Matt Ridley wrote how "Red Tape Hobbles a Harvest of Life-Saving Rice" in this weekend's WSJ.  This is how he finishes:
"Golden rice"—with two extra genes to make beta-carotene, the raw material for vitamin A—was a technical triumph, identical to ordinary rice except in color. Painstaking negotiations led to companies waiving their patent rights so the plant could be grown and regrown free by anybody.


Yet today, 14 years later, it still has not been licensed to growers anywhere in the world. The reason is regulatory red tape deliberately imposed to appease the opponents of genetic modification, which Adrian Dubock, head of the golden rice project, describes as "a witch-hunt for suspected theoretical environmental problems...[because] many activist NGOs thought that genetically engineered crops should be opposed as part of their anti-globalization agenda."

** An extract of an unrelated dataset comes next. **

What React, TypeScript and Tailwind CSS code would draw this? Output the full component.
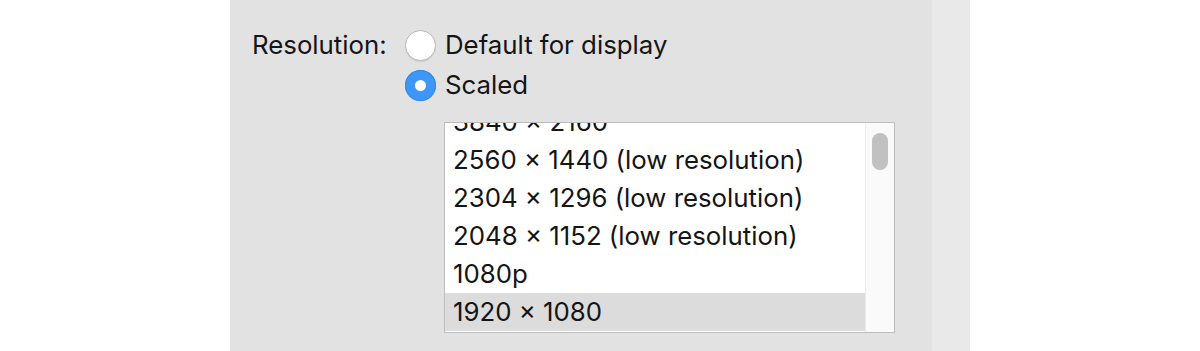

It is surprising to find that an effective solution to the problem consistently rated by experts as the poor world's highest priority has been stubbornly opposed by so many pressure groups supposedly acting on behalf of the poor.
Utopians with an earth-bound agenda can be murderous.  This is an old story.

It is, of course, ironic that libertarians are routinely described as utopian.  But they are little more than Smithians, who want to take humans as they are, and who seek institutions (property rights and competition) that channel the impulses of humans as they are.

This means fewer laws, less politics, fewer visionaries, less coercion by majorities.  That's far less likely to be murderous.

Strong words, but take it from Ridley:
Vitamin A deficiency affects the immune system, leading to illness and frequently to blindness. It probably causes more deaths than malaria, HIV or tuberculosis, killing as many people every single day as the Fukushima tsunami. It can be solved by eating green vegetables and meat, but for many poor Asians, who can afford only rice, that remains an impossible dream. To deal with the problem, "biofortification" with genetically modified food plants is 1/10th as costly as dietary supplements.